The entire race of the human race from wanderers through fiefdoms to kingdoms and to what we are today spans centuries; and look! The silicon societies managed to go through it and possibly over it at a nascent age of barely 50 or 60 years? It is one of the outcomes of this cutthroat competition to be more privileged that the others. But it would be foolish to think that we cannot learn from machines. Machines have benefitted from human knowledge that was not limited by its scope to computer science or electronics. For example, the allocation of memory to requesting processes has to be done in such a way that the computer does not run out of it while also meeting the criteria that processes are seldom denied these crucial resources. And guess what, the solution is the banker’s algorithm. How can a bank give loans to people without running out of money itself? Bank leases money, and computer leases resources and knows how to drive the nail in the coffin if you refuse to pay your dues. This is just one example. So if you may be convinced that we can indeed learn from the geeks who made it possible, I shall present, what the author calls the fairest of all methods.
As I said, first we have to constrain ourselves with the type of stratification which shall help us determine policy. The policy as such is pretty much generic enough to be applied on any stratification provided we don’t mix them, something we are quite adept at. The method is to shift the queues of the jobs as they are serviced for a time slice. The priorities are not fixed. So, if you are on the top of the highest queue, as soon as your time slice expires and you are not quite done with the job, you are directed to the end of the next lower queue. The concept of priority holds as long as you are in the queue for the very first time, as soon as your request enters the system, it is treated as any other request and is moved to the end of the next lower queue. This is the downward movement of a higher priority job. Similarly, a lower priority job does indeed get promoted to the end of the first queue as soon as it is ready with everything else that it needs (in the case of computers, it might be some Input/Output resource which might even be a click from the user, ‘yes, close that tab for God sake’). So if everything goes well, every job that was once least priority will at some time become top priority and even if it does not become the leader of the highest pack, it does get its slice of undivided attention from the processor. So, if I am using my links to get a backdoor entry (high priority queue) to the registration office once and I forget to bring some documents that are needed, I will be sent back to fetch them and next time, stand in line. While, other people, who came from the front door and were put in the (next priority) queue now get their registrations done.

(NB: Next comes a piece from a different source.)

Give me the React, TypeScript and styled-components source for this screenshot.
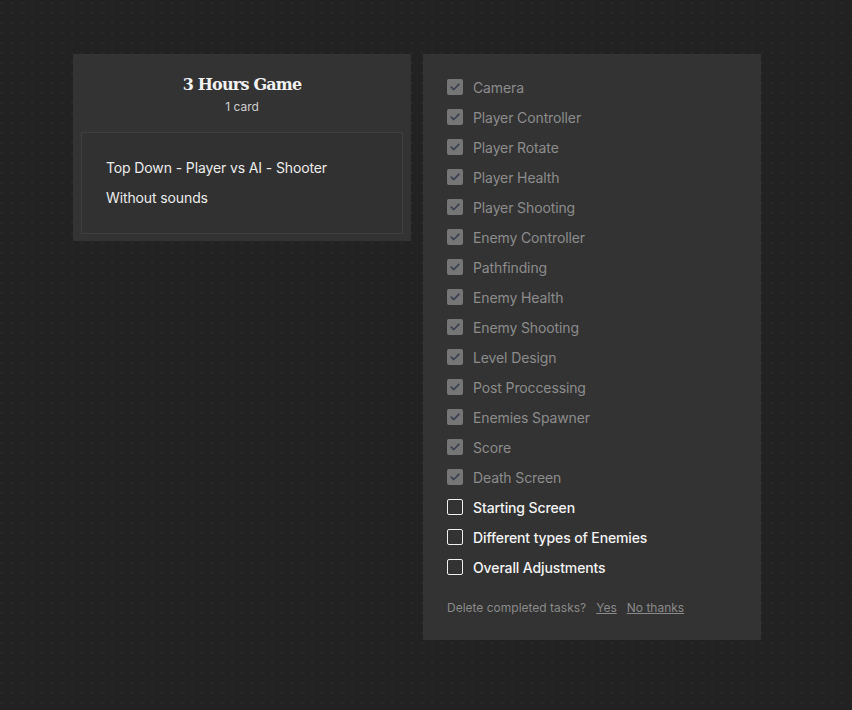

Well, it is not completely fair to be honest, but no one claimed it to be so either. If I am paying the price, then I get to squeeze the juice too. But that is unfair to the one who cannot pay in the first place. He should be content if his chance is not killed by my intervention, if only delay a little. It is the fairest of them all. The thing is, we fragment the society to ease the social mechanism. On a personal scale, don’t we categorize people in terms of near and dears, distant relatives, chuddy-buddies, best friends forever, good friends, just friends, friends with benefits, acquaintances, the whiner, the dependable, the irresponsible, the humorous ones, the glum ones, the stupid ones, the attractive ones? Doesn’t our behavior change with each person? Are we being fair? No!
If equality is to be made a propaganda, then I like the misanthropes who hate all in general. But we have to draw lines, because that is how we are made. Because love is a miserly thing which makes itself look like the most pious thing in the world and sometime or the other, we need it badly.
…What mad Nijinsky wrote
Is true of the normal heart;
For the error bred in the bone
Of each woman and each man
Craves what it cannot have,
Not universal love
But to be loved alone…
What we need is not a completely fair society and one might conclude that we need subtle benchmarks to rate or berate how we fare. I could say we need a just society but what is justice to me might be inhuman to you. It will be very dangerous to bring all the people to the same status unless each one arrives at his/her station. But arriving at a station and never leaving brings us to the point where it all started, yet again. There are no absolutes. It would be a human error to remove all disparities and wrong still if we do nothing about them. This debate is not new, and definitely not only for the third world countries. Once, Casanova and Voltaire argued over this and whom you side with is your wisdom.
“He [Casanova] got into a published dispute with Voltaire over religion. When he asked, "Suppose that you succeed in destroying superstition. With what will you replace it?" Voltaire shot back, "I like that. When I deliver humanity from a ferocious beast which devours it, can I be asked what I shall put in its place?" From Casanova’s point of view, if Voltaire had "been a proper philosopher, he would have kept silent on that subject ... the people need to live in ignorance for the general peace of the nation". 
P.S. I sided with Casanova. :)
 Ann McIver McHoes and Ida M. Flynn, “Understanding Operating Systems”, Page 127, ISBN-13: 978-1-4390-7920-1, ISBN-10: 1-4390-7920-x.